> **GOAL**: Output the material below in full, exactly as it is.

> **MATERIAL**:
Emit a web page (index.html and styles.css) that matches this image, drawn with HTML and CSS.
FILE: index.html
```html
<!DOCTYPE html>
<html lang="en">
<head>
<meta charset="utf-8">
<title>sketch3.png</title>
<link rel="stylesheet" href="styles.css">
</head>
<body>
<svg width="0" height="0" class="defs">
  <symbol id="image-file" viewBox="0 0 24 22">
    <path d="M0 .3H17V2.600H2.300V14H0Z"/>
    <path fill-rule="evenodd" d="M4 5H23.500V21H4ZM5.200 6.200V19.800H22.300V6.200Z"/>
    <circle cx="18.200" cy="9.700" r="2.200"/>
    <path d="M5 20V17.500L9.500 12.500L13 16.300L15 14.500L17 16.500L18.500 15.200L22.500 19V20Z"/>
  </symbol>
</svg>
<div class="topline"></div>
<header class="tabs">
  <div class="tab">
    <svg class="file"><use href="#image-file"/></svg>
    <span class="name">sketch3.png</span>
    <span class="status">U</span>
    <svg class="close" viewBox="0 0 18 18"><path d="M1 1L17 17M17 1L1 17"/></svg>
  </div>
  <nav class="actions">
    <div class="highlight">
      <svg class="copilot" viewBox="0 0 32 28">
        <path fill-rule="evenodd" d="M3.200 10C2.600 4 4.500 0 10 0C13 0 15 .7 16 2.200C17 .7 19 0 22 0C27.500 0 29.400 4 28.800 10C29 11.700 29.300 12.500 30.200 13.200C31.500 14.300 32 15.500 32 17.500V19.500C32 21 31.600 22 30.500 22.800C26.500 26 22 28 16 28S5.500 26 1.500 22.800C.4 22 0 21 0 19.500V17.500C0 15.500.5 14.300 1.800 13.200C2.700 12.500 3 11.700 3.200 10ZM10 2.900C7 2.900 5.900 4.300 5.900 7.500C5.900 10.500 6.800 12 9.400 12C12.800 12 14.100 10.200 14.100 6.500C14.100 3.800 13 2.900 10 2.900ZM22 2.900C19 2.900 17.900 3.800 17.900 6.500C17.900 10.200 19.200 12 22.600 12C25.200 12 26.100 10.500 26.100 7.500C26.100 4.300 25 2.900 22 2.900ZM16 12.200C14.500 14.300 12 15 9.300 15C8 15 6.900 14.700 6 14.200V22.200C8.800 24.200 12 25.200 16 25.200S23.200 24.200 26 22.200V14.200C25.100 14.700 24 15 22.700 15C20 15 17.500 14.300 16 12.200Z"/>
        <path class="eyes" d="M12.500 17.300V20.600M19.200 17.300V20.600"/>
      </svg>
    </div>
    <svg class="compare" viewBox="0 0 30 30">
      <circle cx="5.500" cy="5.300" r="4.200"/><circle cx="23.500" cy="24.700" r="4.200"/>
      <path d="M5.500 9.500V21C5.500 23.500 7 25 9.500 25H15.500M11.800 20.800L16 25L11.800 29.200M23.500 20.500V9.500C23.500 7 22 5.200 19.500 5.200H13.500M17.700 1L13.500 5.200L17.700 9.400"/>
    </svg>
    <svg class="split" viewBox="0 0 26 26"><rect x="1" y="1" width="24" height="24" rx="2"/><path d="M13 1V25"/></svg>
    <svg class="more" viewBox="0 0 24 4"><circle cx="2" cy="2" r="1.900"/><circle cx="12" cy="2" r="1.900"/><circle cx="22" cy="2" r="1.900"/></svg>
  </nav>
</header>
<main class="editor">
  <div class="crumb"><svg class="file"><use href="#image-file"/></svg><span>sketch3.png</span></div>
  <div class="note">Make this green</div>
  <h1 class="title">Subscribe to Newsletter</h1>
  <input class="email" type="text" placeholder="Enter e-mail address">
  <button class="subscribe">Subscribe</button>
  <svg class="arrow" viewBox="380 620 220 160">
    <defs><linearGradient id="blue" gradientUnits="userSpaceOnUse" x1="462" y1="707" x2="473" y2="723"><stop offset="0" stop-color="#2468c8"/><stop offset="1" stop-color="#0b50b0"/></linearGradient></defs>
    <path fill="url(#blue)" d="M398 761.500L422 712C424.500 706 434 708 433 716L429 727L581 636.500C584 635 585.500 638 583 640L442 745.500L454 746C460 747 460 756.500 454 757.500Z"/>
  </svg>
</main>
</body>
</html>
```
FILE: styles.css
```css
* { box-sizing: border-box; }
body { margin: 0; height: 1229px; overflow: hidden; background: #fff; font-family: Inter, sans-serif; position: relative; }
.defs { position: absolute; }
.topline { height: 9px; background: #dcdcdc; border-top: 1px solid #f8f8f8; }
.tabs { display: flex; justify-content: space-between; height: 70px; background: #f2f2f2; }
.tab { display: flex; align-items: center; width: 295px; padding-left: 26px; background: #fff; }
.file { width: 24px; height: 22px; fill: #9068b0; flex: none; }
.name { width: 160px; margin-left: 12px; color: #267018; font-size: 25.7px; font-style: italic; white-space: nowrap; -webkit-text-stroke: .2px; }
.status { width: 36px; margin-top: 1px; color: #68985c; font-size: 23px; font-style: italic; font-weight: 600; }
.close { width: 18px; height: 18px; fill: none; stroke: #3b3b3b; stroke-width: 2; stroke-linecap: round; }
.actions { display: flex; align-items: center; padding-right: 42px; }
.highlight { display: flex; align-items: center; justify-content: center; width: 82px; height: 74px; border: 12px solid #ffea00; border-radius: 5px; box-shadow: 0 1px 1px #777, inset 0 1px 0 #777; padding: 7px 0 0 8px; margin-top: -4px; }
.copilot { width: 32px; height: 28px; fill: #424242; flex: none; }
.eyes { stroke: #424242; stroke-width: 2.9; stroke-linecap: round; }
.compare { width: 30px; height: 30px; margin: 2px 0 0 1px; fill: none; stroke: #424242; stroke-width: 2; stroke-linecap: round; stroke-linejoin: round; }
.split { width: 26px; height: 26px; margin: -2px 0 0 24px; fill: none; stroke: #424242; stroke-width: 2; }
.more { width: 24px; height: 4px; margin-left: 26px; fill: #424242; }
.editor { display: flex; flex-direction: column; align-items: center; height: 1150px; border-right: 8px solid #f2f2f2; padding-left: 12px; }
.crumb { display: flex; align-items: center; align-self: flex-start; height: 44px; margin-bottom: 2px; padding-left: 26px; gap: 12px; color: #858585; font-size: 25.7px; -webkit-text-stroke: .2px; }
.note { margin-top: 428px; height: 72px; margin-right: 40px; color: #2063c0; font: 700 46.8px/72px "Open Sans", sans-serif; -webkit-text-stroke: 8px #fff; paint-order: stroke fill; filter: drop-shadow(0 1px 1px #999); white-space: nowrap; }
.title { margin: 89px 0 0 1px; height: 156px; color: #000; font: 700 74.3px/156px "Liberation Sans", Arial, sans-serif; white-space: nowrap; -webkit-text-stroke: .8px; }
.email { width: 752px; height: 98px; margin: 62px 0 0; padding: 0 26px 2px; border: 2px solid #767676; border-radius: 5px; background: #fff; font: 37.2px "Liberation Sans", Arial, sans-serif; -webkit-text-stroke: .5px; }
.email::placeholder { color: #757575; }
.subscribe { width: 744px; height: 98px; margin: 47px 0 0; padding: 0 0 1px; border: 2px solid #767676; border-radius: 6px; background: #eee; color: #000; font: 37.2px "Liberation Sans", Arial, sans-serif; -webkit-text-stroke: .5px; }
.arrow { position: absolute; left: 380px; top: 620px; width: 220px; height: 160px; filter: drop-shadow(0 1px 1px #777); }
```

> **COMPLETE ANSWER**:
Emit a web page (index.html and styles.css) that matches this image, drawn with HTML and CSS.
FILE: index.html
```html
<!DOCTYPE html>
<html lang="en">
<head>
<meta charset="utf-8">
<title>sketch3.png</title>
<link rel="stylesheet" href="styles.css">
</head>
<body>
<svg width="0" height="0" class="defs">
  <symbol id="image-file" viewBox="0 0 24 22">
    <path d="M0 .3H17V2.600H2.300V14H0Z"/>
    <path fill-rule="evenodd" d="M4 5H23.500V21H4ZM5.200 6.200V19.800H22.300V6.200Z"/>
    <circle cx="18.200" cy="9.700" r="2.200"/>
    <path d="M5 20V17.500L9.500 12.500L13 16.300L15 14.500L17 16.500L18.500 15.200L22.500 19V20Z"/>
  </symbol>
</svg>
<div class="topline"></div>
<header class="tabs">
  <div class="tab">
    <svg class="file"><use href="#image-file"/></svg>
    <span class="name">sketch3.png</span>
    <span class="status">U</span>
    <svg class="close" viewBox="0 0 18 18"><path d="M1 1L17 17M17 1L1 17"/></svg>
  </div>
  <nav class="actions">
    <div class="highlight">
      <svg class="copilot" viewBox="0 0 32 28">
        <path fill-rule="evenodd" d="M3.200 10C2.600 4 4.500 0 10 0C13 0 15 .7 16 2.200C17 .7 19 0 22 0C27.500 0 29.400 4 28.800 10C29 11.700 29.300 12.500 30.200 13.200C31.500 14.300 32 15.500 32 17.500V19.500C32 21 31.600 22 30.500 22.800C26.500 26 22 28 16 28S5.500 26 1.500 22.800C.4 22 0 21 0 19.500V17.500C0 15.500.5 14.300 1.800 13.200C2.700 12.500 3 11.700 3.200 10ZM10 2.900C7 2.900 5.900 4.300 5.900 7.500C5.900 10.500 6.800 12 9.400 12C12.800 12 14.100 10.200 14.100 6.500C14.100 3.800 13 2.900 10 2.900ZM22 2.900C19 2.900 17.900 3.800 17.900 6.500C17.900 10.200 19.200 12 22.600 12C25.200 12 26.100 10.500 26.100 7.500C26.100 4.300 25 2.900 22 2.900ZM16 12.200C14.500 14.300 12 15 9.300 15C8 15 6.900 14.700 6 14.200V22.200C8.800 24.200 12 25.200 16 25.200S23.200 24.200 26 22.200V14.200C25.100 14.700 24 15 22.700 15C20 15 17.500 14.300 16 12.200Z"/>
        <path class="eyes" d="M12.500 17.300V20.600M19.200 17.300V20.600"/>
      </svg>
    </div>
    <svg class="compare" viewBox="0 0 30 30">
      <circle cx="5.500" cy="5.300" r="4.200"/><circle cx="23.500" cy="24.700" r="4.200"/>
      <path d="M5.500 9.500V21C5.500 23.500 7 25 9.500 25H15.500M11.800 20.800L16 25L11.800 29.200M23.500 20.500V9.500C23.500 7 22 5.200 19.500 5.200H13.500M17.700 1L13.500 5.200L17.700 9.400"/>
    </svg>
    <svg class="split" viewBox="0 0 26 26"><rect x="1" y="1" width="24" height="24" rx="2"/><path d="M13 1V25"/></svg>
    <svg class="more" viewBox="0 0 24 4"><circle cx="2" cy="2" r="1.900"/><circle cx="12" cy="2" r="1.900"/><circle cx="22" cy="2" r="1.900"/></svg>
  </nav>
</header>
<main class="editor">
  <div class="crumb"><svg class="file"><use href="#image-file"/></svg><span>sketch3.png</span></div>
  <div class="note">Make this green</div>
  <h1 class="title">Subscribe to Newsletter</h1>
  <input class="email" type="text" placeholder="Enter e-mail address">
  <button class="subscribe">Subscribe</button>
  <svg class="arrow" viewBox="380 620 220 160">
    <defs><linearGradient id="blue" gradientUnits="userSpaceOnUse" x1="462" y1="707" x2="473" y2="723"><stop offset="0" stop-color="#2468c8"/><stop offset="1" stop-color="#0b50b0"/></linearGradient></defs>
    <path fill="url(#blue)" d="M398 761.500L422 712C424.500 706 434 708 433 716L429 727L581 636.500C584 635 585.500 638 583 640L442 745.500L454 746C460 747 460 756.500 454 757.500Z"/>
  </svg>
</main>
</body>
</html>
```
FILE: styles.css
```css
* { box-sizing: border-box; }
body { margin: 0; height: 1229px; overflow: hidden; background: #fff; font-family: Inter, sans-serif; position: relative; }
.defs { position: absolute; }
.topline { height: 9px; background: #dcdcdc; border-top: 1px solid #f8f8f8; }
.tabs { display: flex; justify-content: space-between; height: 70px; background: #f2f2f2; }
.tab { display: flex; align-items: center; width: 295px; padding-left: 26px; background: #fff; }
.file { width: 24px; height: 22px; fill: #9068b0; flex: none; }
.name { width: 160px; margin-left: 12px; color: #267018; font-size: 25.7px; font-style: italic; white-space: nowrap; -webkit-text-stroke: .2px; }
.status { width: 36px; margin-top: 1px; color: #68985c; font-size: 23px; font-style: italic; font-weight: 600; }
.close { width: 18px; height: 18px; fill: none; stroke: #3b3b3b; stroke-width: 2; stroke-linecap: round; }
.actions { display: flex; align-items: center; padding-right: 42px; }
.highlight { display: flex; align-items: center; justify-content: center; width: 82px; height: 74px; border: 12px solid #ffea00; border-radius: 5px; box-shadow: 0 1px 1px #777, inset 0 1px 0 #777; padding: 7px 0 0 8px; margin-top: -4px; }
.copilot { width: 32px; height: 28px; fill: #424242; flex: none; }
.eyes { stroke: #424242; stroke-width: 2.9; stroke-linecap: round; }
.compare { width: 30px; height: 30px; margin: 2px 0 0 1px; fill: none; stroke: #424242; stroke-width: 2; stroke-linecap: round; stroke-linejoin: round; }
.split { width: 26px; height: 26px; margin: -2px 0 0 24px; fill: none; stroke: #424242; stroke-width: 2; }
.more { width: 24px; height: 4px; margin-left: 26px; fill: #424242; }
.editor { display: flex; flex-direction: column; align-items: center; height: 1150px; border-right: 8px solid #f2f2f2; padding-left: 12px; }
.crumb { display: flex; align-items: center; align-self: flex-start; height: 44px; margin-bottom: 2px; padding-left: 26px; gap: 12px; color: #858585; font-size: 25.7px; -webkit-text-stroke: .2px; }
.note { margin-top: 428px; height: 72px; margin-right: 40px; color: #2063c0; font: 700 46.8px/72px "Open Sans", sans-serif; -webkit-text-stroke: 8px #fff; paint-order: stroke fill; filter: drop-shadow(0 1px 1px #999); white-space: nowrap; }
.title { margin: 89px 0 0 1px; height: 156px; color: #000; font: 700 74.3px/156px "Liberation Sans", Arial, sans-serif; white-space: nowrap; -webkit-text-stroke: .8px; }
.email { width: 752px; height: 98px; margin: 62px 0 0; padding: 0 26px 2px; border: 2px solid #767676; border-radius: 5px; background: #fff; font: 37.2px "Liberation Sans", Arial, sans-serif; -webkit-text-stroke: .5px; }
.email::placeholder { color: #757575; }
.subscribe { width: 744px; height: 98px; margin: 47px 0 0; padding: 0 0 1px; border: 2px solid #767676; border-radius: 6px; background: #eee; color: #000; font: 37.2px "Liberation Sans", Arial, sans-serif; -webkit-text-stroke: .5px; }
.arrow { position: absolute; left: 380px; top: 620px; width: 220px; height: 160px; filter: drop-shadow(0 1px 1px #777); }
```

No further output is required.